TASK INSTRUCTIONS
Word for word, transcribe the lines below and drop the pictures.

%%

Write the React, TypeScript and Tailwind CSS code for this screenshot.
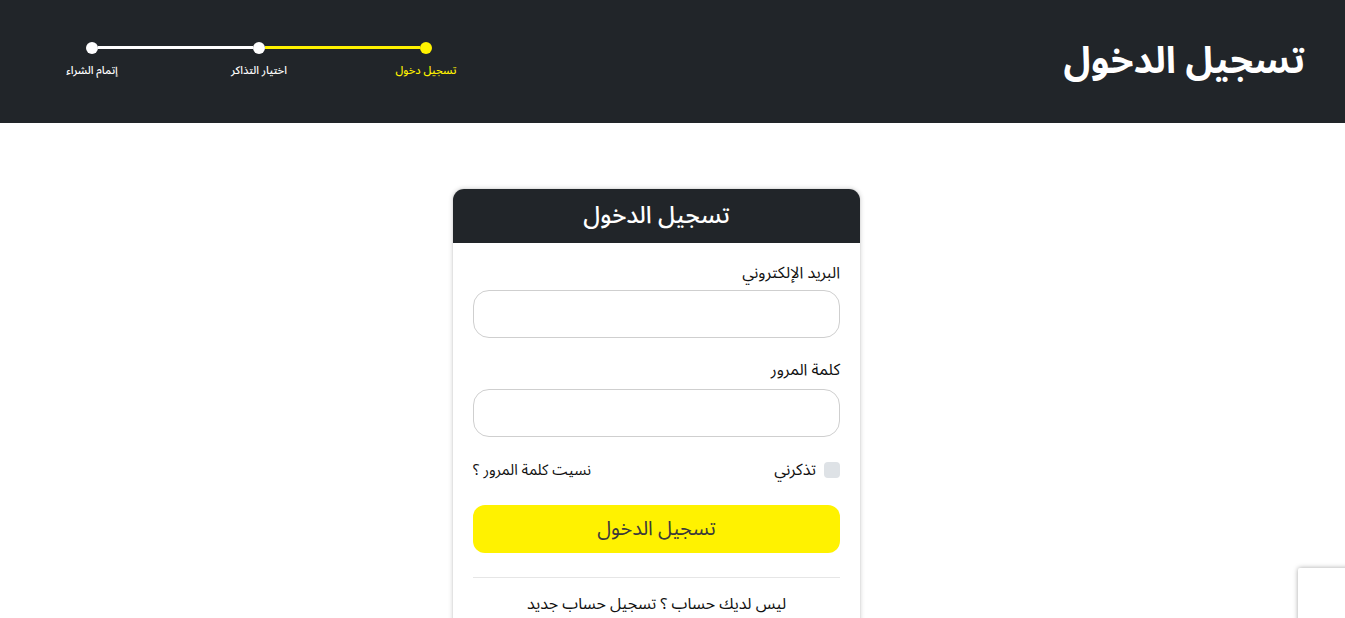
import React from 'react';

const steps = [
  { label: 'تسجيل دخول', active: true },
  { label: 'اختيار التذاكر', active: false },
  { label: 'إتمام الشراء', active: false },
];

const Stepper: React.FC = () => (
  <div className="flex items-start mb-[3px]">
    {steps.map((step, i) => (
      <React.Fragment key={step.label}>
        {i > 0 && (
          <div
            className={
              'h-[3px] w-[155px] mt-[4.5px] ' + (i === 1 ? 'bg-[#fff200]' : 'bg-white')
            }
          />
        )}
        <div className="flex flex-col items-center w-3">
          <div className={'size-3 rounded-full ' + (step.active ? 'bg-[#fff200]' : 'bg-white')} />
          <span
            className={
              'mt-[9px] whitespace-nowrap text-[11px] font-medium leading-4 ' +
              (step.active ? 'text-[#fff200]' : 'text-white')
            }
          >
            {step.label}
          </span>
        </div>
      </React.Fragment>
    ))}
  </div>
);

const App: React.FC = () => {
  return (
    <div dir="rtl" className="min-h-screen bg-white font-['Noto_Sans_Arabic','Noto_Sans','DejaVu_Sans',sans-serif] text-[#111]">
      {/* top bar */}
      <header className="h-[123px] bg-[#212529] flex items-center justify-between pr-10 pl-[86px]">
        <h1 className="text-[37px] font-bold text-white leading-none">تسجيل الدخول</h1>
        <Stepper />
      </header>

      {/* login card */}
      <div className="w-[409px] ml-[452px] mr-auto mt-[65px] rounded-xl overflow-hidden border border-[#e3e3e3] shadow-[0_0_4px_rgba(0,0,0,0.15)] bg-white">
        <div className="h-[54px] bg-[#212529] flex items-center justify-center">
          <h2 className="text-2xl text-white font-medium">تسجيل الدخول</h2>
        </div>
        <div className="px-5 pt-[18px] pb-4">
          <label className="block text-base leading-6 mb-[5px]">البريد الإلكتروني</label>
          <input type="email" className="block w-full h-12 rounded-2xl border border-[#cfcfcf] px-3 outline-none" />

          <label className="block text-base leading-6 mt-5 mb-[7px]">كلمة المرور</label>
          <input type="password" className="block w-full h-12 rounded-2xl border border-[#cfcfcf] px-3 outline-none" />

          <div className="flex items-center justify-between mt-[21px]">
            <label className="flex items-center gap-2 text-base">
              <span className="size-4 rounded bg-[#dee2e6]" />
              تذكرني
            </label>
            <a className="text-[15px]">نسيت كلمة المرور ؟</a>
          </div>

          <button className="mt-[23px] w-full h-12 rounded-xl bg-[#fff200] text-xl text-[#3a3a3a]">
            تسجيل الدخول
          </button>

          <hr className="mt-6 border-[#e6e6e6]" />

          <p className="mt-[14px] text-center text-base">ليس لديك حساب ؟ تسجيل حساب جديد</p>
        </div>
      </div>

      {/* captcha badge */}
      <div className="fixed left-[1298px] top-[568px] w-[256px] h-[60px] bg-white rounded-[2px] shadow-[0_0_5px_rgba(0,0,0,0.35)]" />
    </div>
  );
};

export default App;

%%

EXPECTED ANSWER
Write the React, TypeScript and Tailwind CSS code for this screenshot.
import React from 'react';

const steps = [
  { label: 'تسجيل دخول', active: true },
  { label: 'اختيار التذاكر', active: false },
  { label: 'إتمام الشراء', active: false },
];

const Stepper: React.FC = () => (
  <div className="flex items-start mb-[3px]">
    {steps.map((step, i) => (
      <React.Fragment key={step.label}>
        {i > 0 && (
          <div
            className={
              'h-[3px] w-[155px] mt-[4.5px] ' + (i === 1 ? 'bg-[#fff200]' : 'bg-white')
            }
          />
        )}
        <div className="flex flex-col items-center w-3">
          <div className={'size-3 rounded-full ' + (step.active ? 'bg-[#fff200]' : 'bg-white')} />
          <span
            className={
              'mt-[9px] whitespace-nowrap text-[11px] font-medium leading-4 ' +
              (step.active ? 'text-[#fff200]' : 'text-white')
            }
          >
            {step.label}
          </span>
        </div>
      </React.Fragment>
    ))}
  </div>
);

const App: React.FC = () => {
  return (
    <div dir="rtl" className="min-h-screen bg-white font-['Noto_Sans_Arabic','Noto_Sans','DejaVu_Sans',sans-serif] text-[#111]">
      {/* top bar */}
      <header className="h-[123px] bg-[#212529] flex items-center justify-between pr-10 pl-[86px]">
        <h1 className="text-[37px] font-bold text-white leading-none">تسجيل الدخول</h1>
        <Stepper />
      </header>

      {/* login card */}
      <div className="w-[409px] ml-[452px] mr-auto mt-[65px] rounded-xl overflow-hidden border border-[#e3e3e3] shadow-[0_0_4px_rgba(0,0,0,0.15)] bg-white">
        <div className="h-[54px] bg-[#212529] flex items-center justify-center">
          <h2 className="text-2xl text-white font-medium">تسجيل الدخول</h2>
        </div>
        <div className="px-5 pt-[18px] pb-4">
          <label className="block text-base leading-6 mb-[5px]">البريد الإلكتروني</label>
          <input type="email" className="block w-full h-12 rounded-2xl border border-[#cfcfcf] px-3 outline-none" />

          <label className="block text-base leading-6 mt-5 mb-[7px]">كلمة المرور</label>
          <input type="password" className="block w-full h-12 rounded-2xl border border-[#cfcfcf] px-3 outline-none" />

          <div className="flex items-center justify-between mt-[21px]">
            <label className="flex items-center gap-2 text-base">
              <span className="size-4 rounded bg-[#dee2e6]" />
              تذكرني
            </label>
            <a className="text-[15px]">نسيت كلمة المرور ؟</a>
          </div>

          <button className="mt-[23px] w-full h-12 rounded-xl bg-[#fff200] text-xl text-[#3a3a3a]">
            تسجيل الدخول
          </button>

          <hr className="mt-6 border-[#e6e6e6]" />

          <p className="mt-[14px] text-center text-base">ليس لديك حساب ؟ تسجيل حساب جديد</p>
        </div>
      </div>

      {/* captcha badge */}
      <div className="fixed left-[1298px] top-[568px] w-[256px] h-[60px] bg-white rounded-[2px] shadow-[0_0_5px_rgba(0,0,0,0.35)]" />
    </div>
  );
};

export default App;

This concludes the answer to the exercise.